The biographical sections are done almost in documentary style; from the outset we know that GMB has done a lot of research about Braithwaite, and while he "cannot attest" to the truth of the notebooks' contents, which may be, as he says,
"... no more than the flight of fancy of a young woman with self-confessed literary ambitions, and who, by the evidence of her own words, was in a troubled state of mind,"
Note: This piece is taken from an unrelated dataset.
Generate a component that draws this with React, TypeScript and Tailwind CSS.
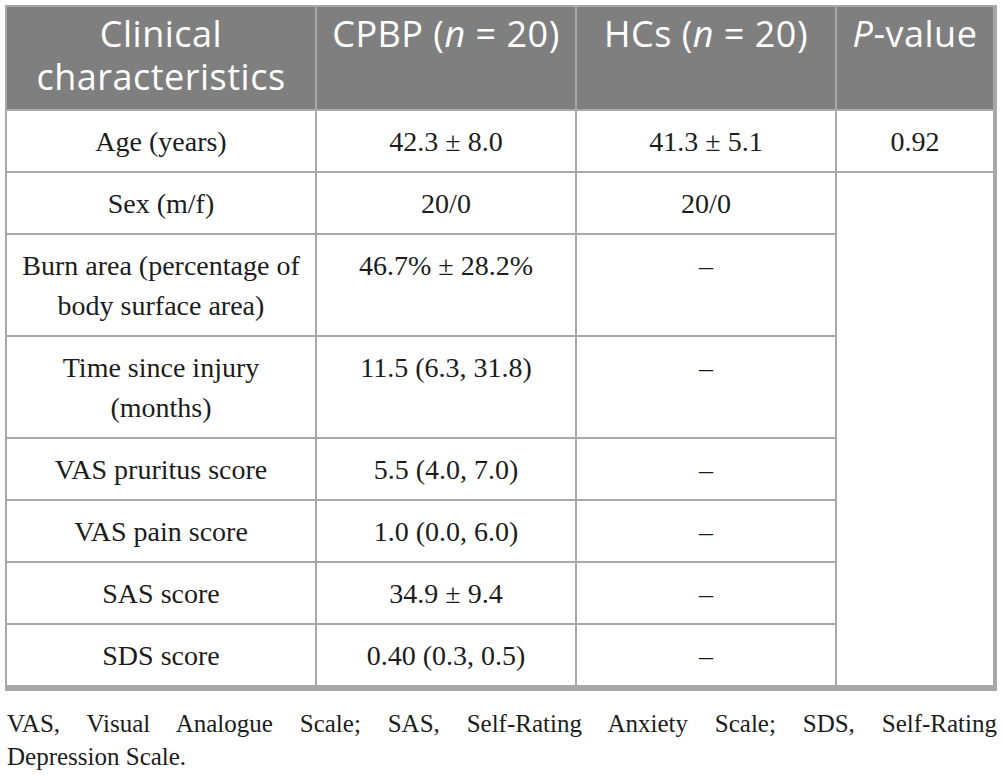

he takes no chances with his subject, going on to make a "more detailed study of Braithwaite's work" along with conducting interviews with people (some of them from real life) known to have some sort of connection with him. Arthur Collins Braithwaite grew up in a working-class family in the North, his mother having abandoned the family when he was still a young boy. His father, an ironmonger, had decided that his sons would follow him into the family business, but even at an early age Arthur had been determined to go his own way. After World War II he studied at Oxford, but was unable to fit in "among the Eton and Harrow boys" and was failing miserably at his studies in Philosophy. He moved on to France, but it was back in England while working at Netley at a place "accommodating psychologically scarred veterans," where he met R.D. Laing, a psychologist from Scotland, who "made a lasting impression" on Braithwaite. Back at Oxford to study psychology at the age of twenty-eight, he slowly began to find himself "at the centre of things" holding regular meetings in his room ("The Wagstaff Club") where he managed to gather "fawning acolytes" of both sexes; it is here, I think, where we begin to understand just what a narcissistic ass this guy has become, not only in terms of his inflated sense of his own intellectual prowess, but also in his relationships with women. After graduating with a Ph.D, and without going into any kind of great detail here, he eventually wrote his Kill Your Self , not a smash hit at the time of its publication but a book that would go on to "be soon found in the back pocket of every student and bar-room philosopher." Braithwaite also gained a measure of notoriety and a regular clientele after attending a party where actor Dirk Bogarde was a guest -- this "unqualified charlatan "was soon getting calls from actors and people connected to the movie and theater business, as well as "cavalcade of beautiful girls and bohemians." He rode this wave for a while, his ego and wallet being fed by these people and his rise to fame.
The notebooks detail Rebecca's sessions with Braithwaite and also delve into this woman's "real" backstory and current situation; the question eventually becomes one of how far we can trust what she's written. There is an ongoing sort of tension set up between her accounts and the biographical side of things and to be honest, the more I learned about Braithwaite the more I began to fear for Rebecca, with good reason.
I've left everything purposely vague here, since anything more would spoil the reading experience (and it is an experience, for sure) but alongside the story, as the dustjacket cover notes reveal, the author brings out themes dealing with "the nature of sanity, identity and truth itself." More importantly, the idea of what actually constitutes a self runs throughout the book, with ongoing references to topics including doppelgangers and the notion of private vs. public persona. Despite the seriousness of these ideas, there are also some wickedly funny moments to be found here, and the ending found in the postscript was for me one of those rare out-loud "wtf" moments. I had great fun with this book, especially in trying to figure out what was real and what was fiction, which wasn't always easy, but this is the sort of out-there novel I tend to enjoy. Confession time: I admit that it wasn't too long into the book that I started googling Collins Braithwaite, and from what other readers have to say about this book, I wasn't alone. Case Study is cleverly constructed, very well written, and for me, insightful, but above all it was highly entertaining. It's a book I can certainly recommend with no hesitation.